In addition to discovering new talents, V-Cinema is notable for revitalising the careers of a number of B-movie directors from the 1960s and 70s. Especially during its early years, before becoming stigmatised, Toei in particular gave opportunities to its veteran directors to continue making features.
Kudo Eiichi was a former samurai action specialist at Toei’s Kyoto studio who made some of the finest films of the 1960s, including Thirteen Assassins (1963, remade by Miike Takashi in 2010) and The Great Killing (1964). The early 80s saw him move into hard-boiled action with Yokohama BJ Blues, a vehicle for that decade’s superstar Matsuda Yusaku (of Family Game and Black Rain fame) and Beast Detective, which played in competition at the Berlinale in 1983.

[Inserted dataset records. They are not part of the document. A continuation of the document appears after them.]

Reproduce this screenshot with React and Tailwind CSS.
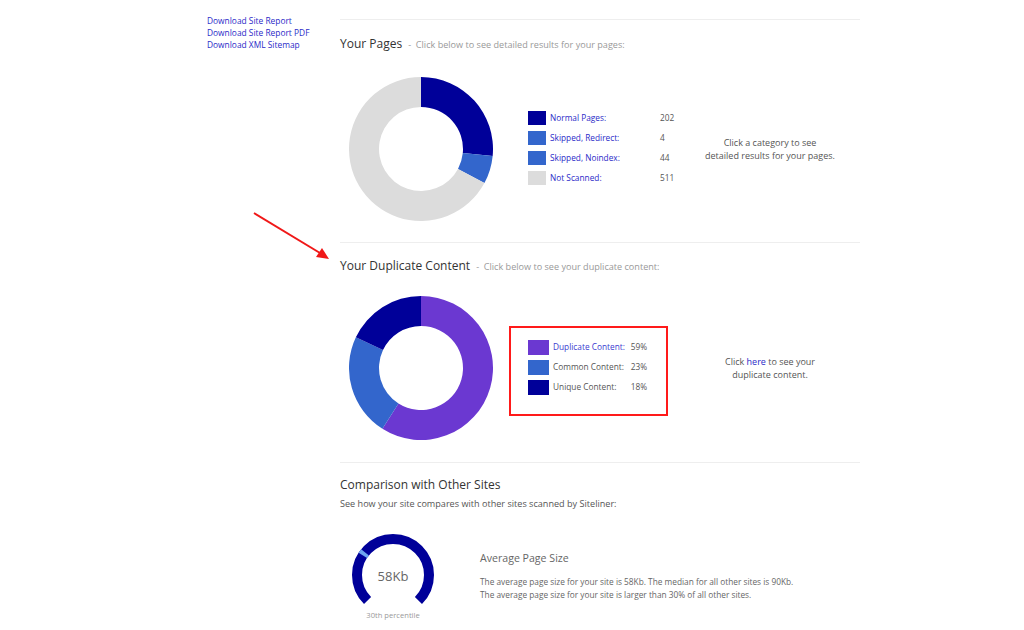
import React from "react";

const F = { fontFamily: '"Open Sans", "Noto Sans", Arial, sans-serif' };

function polar(cx, cy, r, deg) {
  const a = ((deg - 90) * Math.PI) / 180;
  return [cx + r * Math.cos(a), cy + r * Math.sin(a)];
}

function ringPath(cx, cy, ro, ri, a0, a1) {
  const large = a1 - a0 > 180 ? 1 : 0;
  const [x0, y0] = polar(cx, cy, ro, a0);
  const [x1, y1] = polar(cx, cy, ro, a1);
  const [x2, y2] = polar(cx, cy, ri, a1);
  const [x3, y3] = polar(cx, cy, ri, a0);
  return `M${x0} ${y0} A${ro} ${ro} 0 ${large} 1 ${x1} ${y1} L${x2} ${y2} A${ri} ${ri} 0 ${large} 0 ${x3} ${y3} Z`;
}

function Donut({ segments }) {
  const total = segments.reduce((s, x) => s + x.v, 0);
  let a = 0;
  return (
    <svg width="144" height="144" viewBox="0 0 144 144">
      {segments.map((s, i) => {
        const a0 = a;
        const a1 = a + (s.v / total) * 360;
        a = a1;
        return <path key={i} d={ringPath(72, 72, 72, 42, a0, a1)} fill={s.c} />;
      })}
    </svg>
  );
}

function Gauge() {
  const cx = 45, cy = 45, r = 36;
  const arc = (a0, a1) => {
    const [x0, y0] = polar(cx, cy, r, a0);
    const [x1, y1] = polar(cx, cy, r, a1);
    const large = a1 - a0 > 180 ? 1 : 0;
    return `M${x0} ${y0} A${r} ${r} 0 ${large} 1 ${x1} ${y1}`;
  };
  return (
    <svg width="90" height="80" viewBox="0 0 90 80">
      <path d={arc(-135, 135)} fill="none" stroke="#000099" strokeWidth="10" />
      <path d={arc(-57, -51)} fill="none" stroke="#6fa6f0" strokeWidth="10" />
    </svg>
  );
}

const DARK = "#000099";
const MID = "#3366cc";
const GREY = "#dcdcdc";
const PURPLE = "#6b38d1";

export default function App() {
  return (
    <div className="relative w-[1024px] h-[630px] overflow-hidden bg-white text-[#555]" style={F}>
      <div className="flex">
        {/* left links */}
        <div className="w-[133px] ml-[207px] pt-[15px] flex flex-col text-[8.4px] leading-[12px] text-[#2a2ac8] whitespace-nowrap">
          <a>Download Site Report</a>
          <a>Download Site Report PDF</a>
          <a>Download XML Sitemap</a>
        </div>

        {/* main column */}
        <div className="w-[520px] mt-[19px]">
          {/* Your Pages */}
          <section className="border-t border-[#eeeeee] h-[223px] pt-[16px]">
            <div className="flex items-baseline leading-[16px] whitespace-nowrap">
              <span className="text-[12px] text-[#333]">Your Pages</span>
              <span className="text-[9.1px] text-[#999] ml-[6px]">-&nbsp;&nbsp;Click below to see detailed results for your pages:</span>
            </div>
            <div className="flex items-center mt-[24px]">
              <div className="ml-[9px]">
                <Donut segments={[{ v: 202, c: DARK }, { v: 48, c: MID }, { v: 511, c: GREY }]} />
              </div>
              <div className="ml-[35px] -mt-[2px] flex flex-col gap-[6px] text-[8.3px] whitespace-nowrap">
                {[
                  ["Normal Pages:", "202", DARK],
                  ["Skipped, Redirect:", "4", MID],
                  ["Skipped, Noindex:", "44", MID],
                  ["Not Scanned:", "511", GREY],
                ].map(([l, n, c]) => (
                  <div key={l} className="flex items-center h-[14px]">
                    <div className="w-[18px] h-[14px]" style={{ background: c }} />
                    <span className="w-[114px] pl-[4px] text-[#2a2ac8]">{l}</span>
                    <span className="text-[#555]">{n}</span>
                  </div>
                ))}
              </div>
              <div className="ml-auto mr-[10px] w-[160px] text-center text-[9px] leading-[13px] text-[#555] whitespace-nowrap">
                Click a category to see<br />detailed results for your pages.
              </div>
            </div>
          </section>

          {/* Duplicate Content */}
          <section className="border-t border-[#eeeeee] h-[220px] pt-[15px]">
            <div className="flex items-baseline leading-[16px] whitespace-nowrap">
              <span className="text-[12px] text-[#333]">Your Duplicate Content</span>
              <span className="text-[9.1px] text-[#999] ml-[6px]">-&nbsp;&nbsp;Click below to see your duplicate content:</span>
            </div>
            <div className="flex items-center mt-[21px]">
              <div className="ml-[9px]">
                <Donut segments={[{ v: 59, c: PURPLE }, { v: 23, c: MID }, { v: 18, c: DARK }]} />
              </div>
              <div className="ml-[16px] mt-[6px] w-[159px] h-[90px] border-2 border-[#ff1a1a] pl-[17px] pt-[12px] flex flex-col gap-[5px] text-[8.3px] whitespace-nowrap">
                {[
                  ["Duplicate Content:", "59%", PURPLE, "text-[#3a3ad0]"],
                  ["Common Content:", "23%", MID, "text-[#555]"],
                  ["Unique Content:", "18%", DARK, "text-[#555]"],
                ].map(([l, n, c, tc]) => (
                  <div key={l} className="flex items-center h-[15px]">
                    <div className="w-[21px] h-[15px]" style={{ background: c }} />
                    <span className={`w-[73px] pl-[4px] ${tc}`}>{l}</span>
                    <span className="w-[25px] text-right text-[#555]">{n}</span>
                  </div>
                ))}
              </div>
              <div className="ml-auto mr-[10px] w-[160px] text-center text-[9px] leading-[13px] text-[#555] whitespace-nowrap">
                Click <a className="text-[#2a2ac8]">here</a> to see your<br />duplicate content.
              </div>
            </div>
          </section>

          {/* Comparison */}
          <section className="border-t border-[#eeeeee] pt-[14px]">
            <div className="text-[12px] leading-[16px] text-[#333]">Comparison with Other Sites</div>
            <div className="text-[9.1px] leading-[12px] text-[#555] mt-[5px] whitespace-nowrap">
              See how your site compares with other sites scanned by Siteliner:
            </div>
            <div className="flex mt-[20px]">
              <div className="relative w-[90px] ml-[8px]">
                <Gauge />
                <div className="absolute left-0 right-0 top-[36px] text-center text-[13px] leading-[20px] text-[#666]">58Kb</div>
                <div className="absolute left-0 right-0 top-[80px] text-center text-[7.6px] leading-[10px] text-[#999] whitespace-nowrap">30th percentile</div>
              </div>
              <div className="ml-[42px] pt-[21px]">
                <div className="text-[10.6px] leading-[14px] text-[#666]">Average Page Size</div>
                <div className="mt-[10px] text-[8.3px] leading-[13px] text-[#666] whitespace-nowrap">
                  The average page size for your site is 58Kb. The median for all other sites is 90Kb.<br />
                  The average page size for your site is larger than 30% of all other sites.
                </div>
              </div>
            </div>
          </section>
        </div>
      </div>

      {/* annotation arrow */}
      <svg className="absolute left-0 top-0 pointer-events-none" width="1024" height="630">
        <line x1="254" y1="213" x2="320" y2="253" stroke="#f01818" strokeWidth="2" />
        <polygon points="329,259 316,257 322,248" fill="#f01818" />
      </svg>
    </div>
  );
}
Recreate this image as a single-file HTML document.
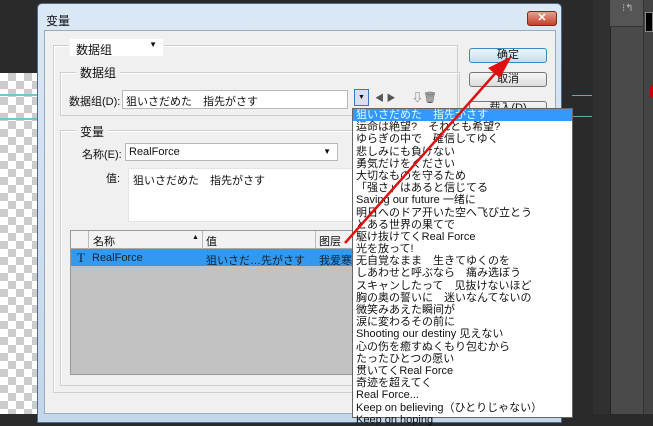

Betrayal Tomorrow sees Kudo pay overt homage to his 80s action films, returning to the streets of Yokohama, and many of the same locations, with this tale of a corrupt detective who runs a side business as a debt collector for a large corporation, threatening debtors with arrest if they don’t pay up. When the corporation is revealed to be in serious trouble with the yakuza, he must investigate to save his skin. Hagiwara Kenichi (from Kurosawa Akira’s Kagemusha) is every inch the bad lieutenant, abusing his badge and sending his hostess girlfriend to do his dirty work.